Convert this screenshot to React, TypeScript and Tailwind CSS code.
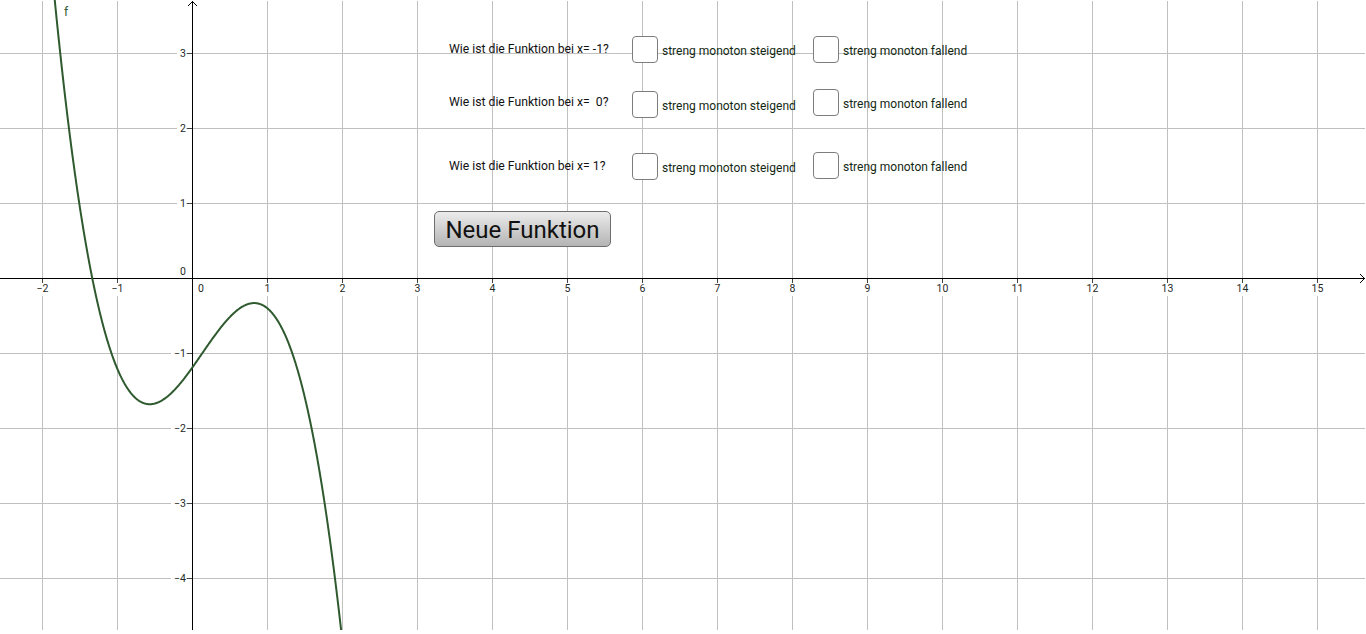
const X0 = 192;
const Y0 = 278;
const U = 75;
const W = 1366;
const H = 630;

// f(x) = -x^3 + 0.4x^2 + 1.4x - 1.2
const f = (x: number) => -x * x * x + 0.4 * x * x + 1.4 * x - 1.2;

const xTicks = Array.from({ length: 18 }, (_, i) => i - 2).filter((k) => k !== 0);
const yTicks = [3, 2, 1, -1, -2, -3, -4];

function curvePath() {
  const pts: string[] = [];
  for (let x = -1.95; x <= 2.06; x += 0.005) {
    const px = X0 + x * U;
    const py = Y0 - f(x) * U;
    pts.push(`${pts.length ? "L" : "M"}${px.toFixed(2)},${py.toFixed(2)}`);
  }
  return pts.join(" ");
}

function label(n: number) {
  return n < 0 ? `\u2212${-n}` : `${n}`;
}

function Plot() {
  return (
    <svg width={W} height={H} className="block" style={{ fontFamily: "Roboto, sans-serif" }}>
      {/* grid */}
      {xTicks.map((k) => (
        <line key={`gx${k}`} x1={X0 + k * U + 0.5} y1={1} x2={X0 + k * U + 0.5} y2={H} stroke="#c0c0c0" strokeWidth={1} />
      ))}
      {yTicks.map((k) => (
        <line key={`gy${k}`} x1={0} y1={Y0 - k * U + 0.5} x2={W - 1} y2={Y0 - k * U + 0.5} stroke="#c0c0c0" strokeWidth={1} />
      ))}

      {/* x labels */}
      {xTicks.map((k) => {
        const x = X0 + k * U + 0.5;
        const s = label(k);
        const w = s.length * 6 + 2;
        return (
          <g key={`lx${k}`}>
            <rect x={x - w / 2} y={283} width={w} height={13} fill="#fff" />
            <line x1={x} y1={278} x2={x} y2={283} stroke="#444" strokeWidth={1} />
            <text x={x} y={292} textAnchor="middle" fontSize={10.5} fill="#1f2a1f">
              {s}
            </text>
          </g>
        );
      })}
      <text x={201} y={292} textAnchor="middle" fontSize={10.5} fill="#1f2a1f">
        0
      </text>

      {/* y labels */}
      {yTicks.map((k) => {
        const y = Y0 - k * U + 0.5;
        const s = label(k);
        const w = s.length * 6 + 3;
        return (
          <g key={`ly${k}`}>
            <rect x={186 - w} y={y - 6} width={w} height={12} fill="#fff" />
            <line x1={187} y1={y} x2={192} y2={y} stroke="#444" strokeWidth={1} />
            <text x={186} y={y + 3.8} textAnchor="end" fontSize={10.5} fill="#1f2a1f">
              {s}
            </text>
          </g>
        );
      })}
      <text x={186} y={275} textAnchor="end" fontSize={10.5} fill="#1f2a1f">
        0
      </text>

      {/* axes */}
      <line x1={0} y1={Y0 + 0.5} x2={W - 1} y2={Y0 + 0.5} stroke="#000" strokeWidth={1} />
      <line x1={X0 + 0.5} y1={1} x2={X0 + 0.5} y2={H} stroke="#000" strokeWidth={1} />
      <path d={`M${W - 6},${Y0 - 4} L${W - 1.5},${Y0 + 0.5} L${W - 6},${Y0 + 5}`} fill="none" stroke="#000" strokeWidth={1} />
      <path d={`M${X0 - 4},6 L${X0 + 0.5},1.5 L${X0 + 5},6`} fill="none" stroke="#000" strokeWidth={1} />

      {/* function */}
      <path d={curvePath()} fill="none" stroke="#2f5a2f" strokeWidth={2} strokeLinejoin="round" />
      <text x={64} y={16} fontSize={12} fill="#2f5a2f">
        f
      </text>
    </svg>
  );
}

function Box() {
  return <span className="block w-[26px] h-[27px] shrink-0 rounded-[4px] border-[1.5px] border-[#7d7d7d] bg-white" />;
}

function Option({ text, top, width }: { text: string; top: string; width: string }) {
  return (
    <label className={`flex items-center gap-[4px] ${top} ${width}`}>
      <Box />
      <span className="pt-[2px] text-[12px] leading-[14px] text-[#132813] whitespace-nowrap">{text}</span>
    </label>
  );
}

export default function App() {
  return (
    <div className="relative w-[1366px] h-[634px] overflow-hidden bg-white font-['Roboto',sans-serif]">
      <Plot />

      <div className="absolute left-[434px] top-[36px] flex flex-col">
        <div className="flex items-start pl-[15px]">
          <p className="w-[183px] mt-[6px] text-[12.2px] leading-[14px] text-[#111] whitespace-pre">Wie ist die Funktion bei x= -1?</p>
          <Option text="streng monoton steigend" top="mt-[0px]" width="w-[181px]" />
          <Option text="streng monoton fallend" top="mt-0" width="w-[160px]" />
        </div>

        <div className="flex items-start pl-[15px] mt-[26px]">
          <p className="w-[183px] mt-[6px] text-[12.2px] leading-[14px] text-[#111] whitespace-pre">Wie ist die Funktion bei x=  0?</p>
          <Option text="streng monoton steigend" top="mt-[2px]" width="w-[181px]" />
          <Option text="streng monoton fallend" top="mt-0" width="w-[160px]" />
        </div>

        <div className="flex items-start pl-[15px] mt-[34px]">
          <p className="w-[183px] mt-[7px] text-[12.2px] leading-[14px] text-[#111] whitespace-pre">Wie ist die Funktion bei x= 1?</p>
          <Option text="streng monoton steigend" top="mt-[1px]" width="w-[181px]" />
          <Option text="streng monoton fallend" top="mt-0" width="w-[160px]" />
        </div>

        <button className="mt-[31px] w-[177px] h-[36px] pt-[2px] rounded-[5px] border border-[#6e6e6e] bg-gradient-to-b from-[#ececec] to-[#b4b4b4] text-[24px] leading-none text-[#111]">
          Neue Funktion
        </button>
      </div>
    </div>
  );
}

• _PROBLEM REQUIREMENTS_
Every line from the top of the material above through the line with "const f = (x: number)" should be duplicated exactly, please; leave out the pictures.

• _THE COMPLETED TASK_
Convert this screenshot to React, TypeScript and Tailwind CSS code.
const X0 = 192;
const Y0 = 278;
const U = 75;
const W = 1366;
const H = 630;

// f(x) = -x^3 + 0.4x^2 + 1.4x - 1.2
const f = (x: number) => -x * x * x + 0.4 * x * x + 1.4 * x - 1.2;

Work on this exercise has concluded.